Fibonacci numbers in plants, such as in sunflower spiral counts, have long fascinated mathematicians. For the last thirty years, most analyses have been variants of a Standard Model in which plant organs are treated as point nodes successively placed on a cylinder according to a given function of the previous node positions, not too close or too far away from the existing nodes. These models usually lead to lattice solutions. As a parameter of the model, like the diameter of the cylinder, is changed, the lattice can transition to another, more complex lattice, with a different spiral count. It can typically be proved that these transitions move lattice counts to higher Fibonacci numbers. While mathematically compelling, empirical validation of this Standard Model is as yet weak, even though the underlying molecular mechanisms are increasingly well characterised.

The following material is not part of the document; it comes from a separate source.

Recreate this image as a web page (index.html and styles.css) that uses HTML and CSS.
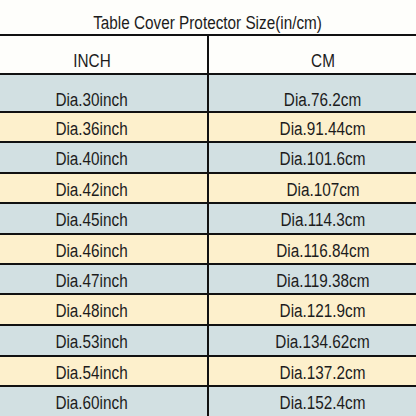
FILE: index.html
```html
<!DOCTYPE html>
<html lang="en">
<head>
<meta charset="utf-8">
<title>Table Cover Protector Size</title>
<link rel="stylesheet" href="styles.css">
</head>
<body>
<div class="sheet">
  <h1 class="title"><span class="sq">Table Cover Protector Size(in/cm)</span></h1>
  <div class="table">
    <div class="row head h37"><div class="cell l"><span class="sq">INCH</span></div><div class="cell r"><span class="sq">CM</span></div></div>
    <div class="row blue h36 low"><div class="cell l"><span class="sq">Dia.30inch</span></div><div class="cell r"><span class="sq">Dia.76.2cm</span></div></div>
    <div class="row yellow"><div class="cell l"><span class="sq">Dia.36inch</span></div><div class="cell r"><span class="sq">Dia.91.44cm</span></div></div>
    <div class="row blue h29"><div class="cell l"><span class="sq">Dia.40inch</span></div><div class="cell r"><span class="sq">Dia.101.6cm</span></div></div>
    <div class="row yellow"><div class="cell l"><span class="sq">Dia.42inch</span></div><div class="cell r"><span class="sq">Dia.107cm</span></div></div>
    <div class="row blue h29"><div class="cell l"><span class="sq">Dia.45inch</span></div><div class="cell r"><span class="sq">Dia.114.3cm</span></div></div>
    <div class="row yellow"><div class="cell l"><span class="sq">Dia.46inch</span></div><div class="cell r"><span class="sq">Dia.116.84cm</span></div></div>
    <div class="row blue"><div class="cell l"><span class="sq">Dia.47inch</span></div><div class="cell r"><span class="sq">Dia.119.38cm</span></div></div>
    <div class="row yellow h29"><div class="cell l"><span class="sq">Dia.48inch</span></div><div class="cell r"><span class="sq">Dia.121.9cm</span></div></div>
    <div class="row blue h29"><div class="cell l"><span class="sq">Dia.53inch</span></div><div class="cell r"><span class="sq">Dia.134.62cm</span></div></div>
    <div class="row yellow"><div class="cell l"><span class="sq">Dia.54inch</span></div><div class="cell r"><span class="sq">Dia.137.2cm</span></div></div>
    <div class="row blue h29"><div class="cell l"><span class="sq">Dia.60inch</span></div><div class="cell r"><span class="sq">Dia.152.4cm</span></div></div>
  </div>
</div>
</body>
</html>
```
FILE: styles.css
```css
html, body {
  margin: 0;
  padding: 0;
  background: #fefefb;
  overflow: hidden;
}
body {
  width: 416px;
  height: 416px;
  font-family: "Liberation Sans", Arial, sans-serif;
  font-size: 18px;
  line-height: 20px;
  color: #1c1c1c;
}
.sheet {
  width: 416px;
}
.sq {
  display: inline-block;
  transform: scaleX(0.85);
  white-space: nowrap;
}
.title {
  margin: 0;
  height: 34px;
  box-sizing: border-box;
  padding-top: 13px;
  font-size: 18px;
  font-weight: normal;
  text-align: center;
}
.table {
  border-top: 2px solid #111;
}
.row {
  display: grid;
  grid-template-columns: 209px 1fr;
  height: 28px;
  border-bottom: 2px solid #111;
}
.row.h29 { height: 29px; }
.row.h36 { height: 36px; }
.row.h37 { height: 37px; }
.row.blue { background: #d2e0e2; }
.row.yellow { background: #fdf0cc; }
.cell {
  box-sizing: border-box;
  text-align: center;
  padding-top: 6px;
}
.head .cell,
.low .cell {
  padding-top: 15px;
}
.cell.l {
  border-right: 2px solid #111;
  padding-right: 24px;
}
.cell.r {
  padding-left: 21px;
}
```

In this talk I'll show a gallery of Fibonacci patterning and give a brief history of mathematical approaches, including a partially successful attempt by Alan Turing. I'll describe how the classification of lattices on cylinders connects both to a representation of $SL(2,Z)$ and to applications through defining the constraint that any model must satisfy to show Fibonacci structure. I'll discuss a range of such models, how they might be used to make testable predictions, and why this matters.
From 2011 to 2017 Jonathan Swinton was a visiting professor to MPLS in Oxford in Computational Systems Biology. His new textbook Mathematical Phyllotaxis will be published soon, and his Alan Turing's Manchester will be republished by The History Press in May 2022.